The Reverend Dr Kelly Brown Douglas helps us all examine Black Faith in God in chapter four. Using the Exodus Story as the primary lens, she explains that Black Faith is essentially grounded in the belief that God is completely free and therefore seeks freedom for all people. The people in the Exodus story were oppressed and that oppression led to them being God's Chosen People.
I am very appreciative of the information Dr Douglas writes about the function of music in Black Faith. "Music allowed the captured and enslaved Africans to speak to one another across the barriers of their indigenous language and dialects that their enslavers did not respect" (pg 141). The music allowed for the transfer of information, the learning of language, and the expression of hopes and fears. It also allowed the enslaved to sing about the God they already knew from their homeland, a God that was free and demanded the freedom of everyone. This was not the same God that was preached to them as enslaved people by white preachers. The God of Home was a God who called them into being the fulness of who they were created to be (pg153). Home was a free and safe space to fully be who God created them to be.

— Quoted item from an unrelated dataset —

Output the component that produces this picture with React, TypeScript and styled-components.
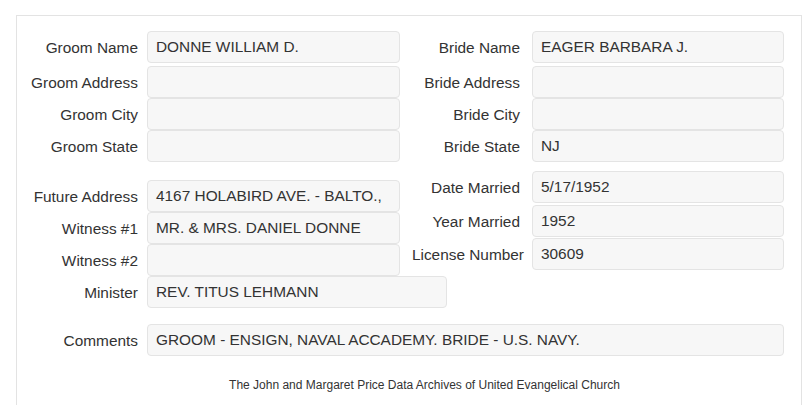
import React from 'react';
import styled, { createGlobalStyle } from 'styled-components';

const GlobalStyle = createGlobalStyle`
  body {
    margin: 0;
    background: #fff;
    font-family: "Liberation Sans", Arial, sans-serif;
    color: #333;
  }
`;

type Field = {
  label: string;
  value?: string;
  mt?: number;
  width?: number;
  nudge?: number;
};

const groomFields: Field[] = [
  { label: 'Groom Name', value: 'DONNE WILLIAM D.' },
  { label: 'Groom Address', mt: 3 },
  { label: 'Groom City' },
  { label: 'Groom State' },
];

const brideFields: Field[] = [
  { label: 'Bride Name', value: 'EAGER BARBARA J.' },
  { label: 'Bride Address', mt: 3 },
  { label: 'Bride City' },
  { label: 'Bride State', value: 'NJ' },
];

const otherLeft: Field[] = [
  { label: 'Future Address', value: '4167 HOLABIRD AVE. - BALTO.,', mt: 18 },
  { label: 'Witness #1', value: 'MR. & MRS. DANIEL DONNE' },
  { label: 'Witness #2' },
  { label: 'Minister', value: 'REV. TITUS LEHMANN', width: 300 },
];

const otherRight: Field[] = [
  { label: 'Date Married', value: '5/17/1952', mt: 9 },
  { label: 'Year Married', value: '1952', mt: 2 },
  { label: 'License Number', value: '30609', mt: 1, nudge: 4 },
];

const App = () => {
  return (
    <>
      <GlobalStyle />
      <Panel>
        <Section>
          <Column fields={groomFields} labelWidth={121} gap={9} inputWidth={253} />
          <Column fields={brideFields} labelWidth={120} gap={12} inputWidth={252} />
        </Section>
        <Section>
          <Column fields={otherLeft} labelWidth={121} gap={9} inputWidth={253} />
          <Column fields={otherRight} labelWidth={120} gap={12} inputWidth={252} />
        </Section>
        <Column
          fields={[
            {
              label: 'Comments',
              value: 'GROOM - ENSIGN, NAVAL ACCADEMY. BRIDE - U.S. NAVY.',
              mt: 16,
            },
          ]}
          labelWidth={121}
          gap={9}
          inputWidth={637}
        />
        <Footer>The John and Margaret Price Data Archives of United Evangelical Church</Footer>
      </Panel>
    </>
  );
};

type ColumnProps = {
  fields: Field[];
  labelWidth: number;
  gap: number;
  inputWidth: number;
};

const Column = ({ fields, labelWidth, gap, inputWidth }: ColumnProps) => (
  <Stack $width={labelWidth + gap + inputWidth}>
    {fields.map((f) => (
      <Row
        key={f.label}
        $mt={f.mt || 0}
        $labelWidth={labelWidth}
        $gap={gap}
        $inputWidth={f.width || inputWidth}
      >
        <Label $nudge={f.nudge || 0}>{f.label}</Label>
        <Input>{f.value}</Input>
      </Row>
    ))}
  </Stack>
);

export default App;

const Panel = styled.div`
  margin: 15px 0 0 16px;
  width: 786px;
  min-height: 420px;
  box-sizing: border-box;
  border: 1px solid #e3e3e3;
  padding-top: 15px;
`;

const Section = styled.div`
  display: flex;
  align-items: flex-start;
`;

const Stack = styled.div<{ $width: number }>`
  display: flex;
  flex-direction: column;
  flex: none;
  width: ${(p) => p.$width}px;
`;

const Row = styled.div<{ $mt: number; $labelWidth: number; $gap: number; $inputWidth: number }>`
  display: grid;
  grid-template-columns: ${(p) => p.$labelWidth}px ${(p) => p.$inputWidth}px;
  column-gap: ${(p) => p.$gap}px;
  margin-top: ${(p) => p.$mt}px;
  height: 32px;
`;

const Label = styled.div<{ $nudge: number }>`
  display: flex;
  align-items: center;
  justify-content: flex-end;
  padding-top: 2px;
  margin-right: ${(p) => -p.$nudge}px;
  font-size: 15.4px;
  white-space: nowrap;
  color: #333;
`;

const Input = styled.div`
  display: flex;
  align-items: center;
  box-sizing: border-box;
  height: 32px;
  padding: 0 8px;
  background: #f7f7f7;
  border: 1px solid #e4e4e4;
  border-radius: 4px;
  font-size: 15.4px;
  color: #333;
  white-space: nowrap;
  overflow: hidden;
`;

const Footer = styled.div`
  margin: 21px 0 0 31px;
  text-align: center;
  font-size: 12px;
  line-height: 17px;
  color: #333;
`;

The discussion of the people who already inhabited the Promised Land is deft and challenging. It allows for the God of Freedom to call the oppressed Home, while leaving space open to say that Home might already be occupied. Dr Douglas does not condone the acts of violence that might be attributed to God that clear out Home for others. She specifically names Native Americans again and their losses to the Manifest Destiny war.
Black Faith, as explained by Dr Douglas, does not blame God for injustice, but rather assumes that God prefers and gives strength to everyone who opposes the injustice and protests for justice.